The Thacker Shield was not contested due to Waro-rakau having other commitments.

Halswell's Darryn Avery won the Outstanding Player of the Year award. Tony Sweetman (Linwood) won sportsman of the year. Shane Beyers (Halswell) and Don Aitken (Hornby) shared the Junior Sportsman of the Year award.

Wayne Wallace coached Hornby who included Mark Nixon.

=== Other Competitions ===
The Bay of Islands defeated Whangarei 28–24 in an inter-district match. The Kaikohe Lions beat the Hokianga Pioneers 22-21 after extra time in the Bay of Islands competition while the Whangatauatia Mountain Men beat the Pawarenga Broncos 24–12 in the Far North competition and the Takahiwai Warriors beat the Otaika Eagles 12–4 at Jubilee Park in the Whangarei premiership.

Turangawaewae won the Waikato Rugby League grand final. Taniwharau were the minor premiers in all four grades. The Waitara Bears defeated Western Suburbs 29–16 in the Taranaki Rugby League grand final.

The Putaruru United beat Pikiao 35–8 in the Rotorua Midlands final while Kaiti beat Turanga 36–12 in the Gisbourne-East Coast Premiership. The Turanga Panthers won the Gisborne-East Coast title. Taradale defeated Tamatea 32–0 in the Hawke's Bay Rugby League championship. Otaki Whiti Te Ra defeated Kia Ora 27–20 in the Manawatu Rugby League Final.

Waru-rakau retained the West Coast Rugby League title, defeating Marist in the Grand Final. Marist included Wayne Dwyer. Otago did not play a representative fixture during the season for the first time in over 80 years. The Otago competition featured four teams.
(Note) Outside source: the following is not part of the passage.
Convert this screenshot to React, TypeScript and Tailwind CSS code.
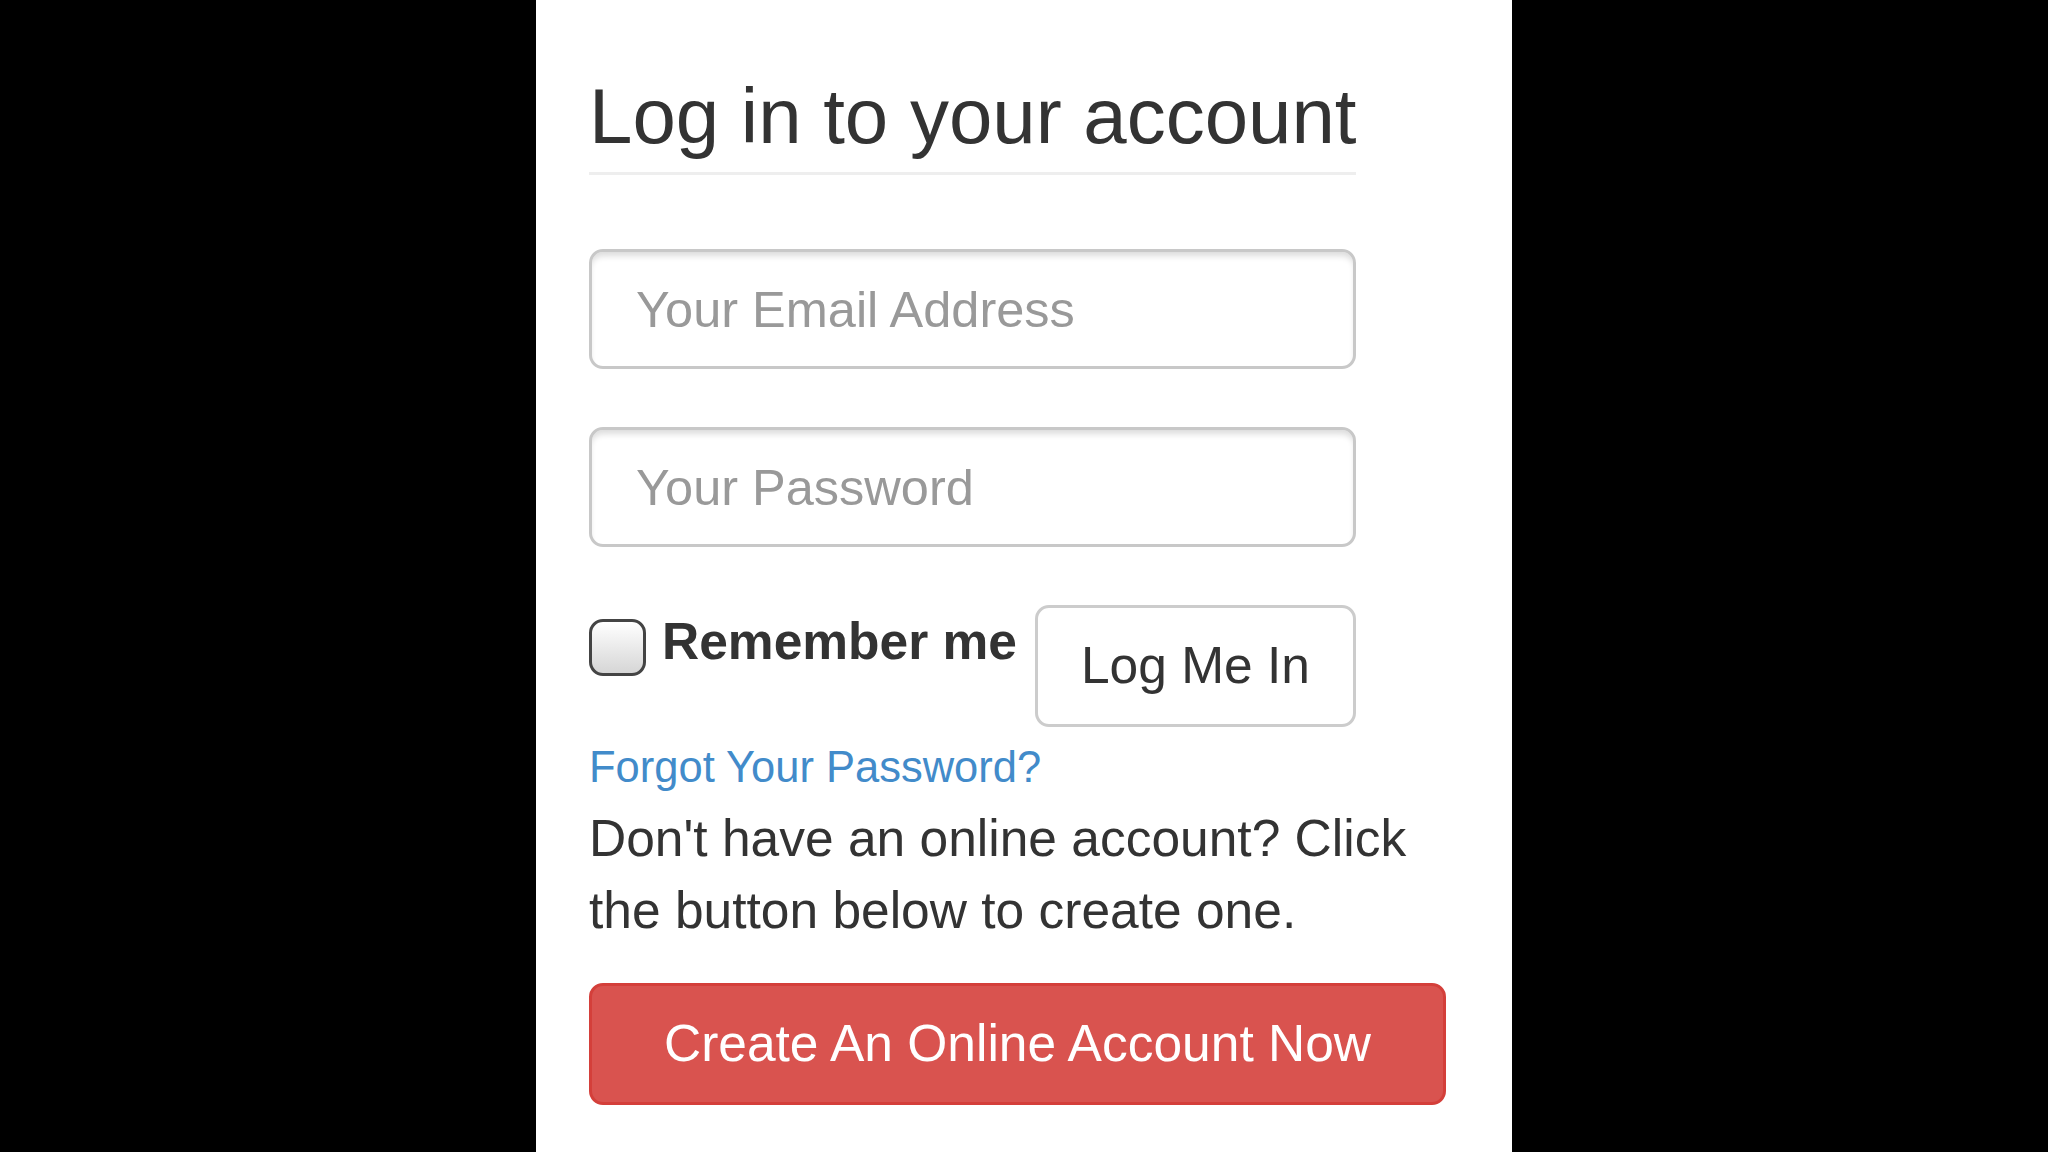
import { useState } from 'react';

const App = () => {
  const [remember, setRemember] = useState(false);

  return (
    <div className="min-h-screen bg-black flex justify-center font-['Liberation_Sans',Arial,sans-serif] text-[#333]">
      <div className="w-[976px] h-[1152px] bg-white pl-[53px]">
        {/* Heading */}
        <div className="w-[767px] pt-[73px] pb-[13px] border-b-[3px] border-[#eee]">
          <h2 className="text-[78px] leading-[86px] font-normal whitespace-nowrap">Log in to your account</h2>
        </div>

        {/* Fields */}
        <form className="w-[767px] mt-[74px] flex flex-col gap-[58px]" onSubmit={(e) => e.preventDefault()}>
          <input
            type="email"
            placeholder="Your Email Address"
            className="h-[120px] w-full border-[3px] border-[#c8c8c8] rounded-[14px] pl-[44px] text-[50.5px] bg-white shadow-[inset_0_6px_6px_-2px_rgba(0,0,0,0.14)] placeholder:text-[#999] outline-none"
          />
          <input
            type="password"
            placeholder="Your Password"
            className="h-[120px] w-full border-[3px] border-[#c8c8c8] rounded-[14px] pl-[44px] text-[50.5px] bg-white shadow-[inset_0_6px_6px_-2px_rgba(0,0,0,0.14)] placeholder:text-[#999] outline-none"
          />

          <div className="flex items-start">
            <label className="flex items-start cursor-pointer">
              <span
                onClick={() => setRemember(!remember)}
                className="mt-[14px] w-[57px] h-[57px] rounded-[14px] border-[3px] border-[#444] bg-linear-to-b from-white to-[#d6d6d6] flex items-center justify-center text-[36px] leading-none"
              >
                {remember ? '✓' : ''}
              </span>
              <span className="ml-[16px] mt-[6px] text-[51.5px] leading-[60px] font-bold whitespace-nowrap">Remember me</span>
            </label>
            <button
              type="submit"
              className="ml-auto w-[321px] h-[122px] border-[3px] border-[#ccc] rounded-[14px] bg-white text-[51.5px] flex items-center justify-center"
            >
              Log Me In
            </button>
          </div>
        </form>

        <a href="#" className="block mt-[11px] text-[43.5px] leading-[58px] text-[#428bca]">
          Forgot Your Password?
        </a>

        <p className="w-[857px] mt-[6px] text-[51.5px] leading-[72px]">
          Don't have an online account? Click the button below to create one.
        </p>

        <button className="mt-[37px] w-[857px] h-[122px] rounded-[14px] bg-[#d9534f] border-[3px] border-[#d43f3a] text-white text-[51.5px] flex items-center justify-center">
          Create An Online Account Now
        </button>
      </div>
    </div>
  );
};

export default App;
The Gore Cup, a fixture between the champion Otago and Canterbury clubs, was contested for the first time since 1929. Eastern Suburbs defeated South Pacific 44–32. He Tauaa won the Southland Rugby League Grand Final, defeating the Wakitipu Cougars 22–18. The Cougars had played in the Otago competition in 1995.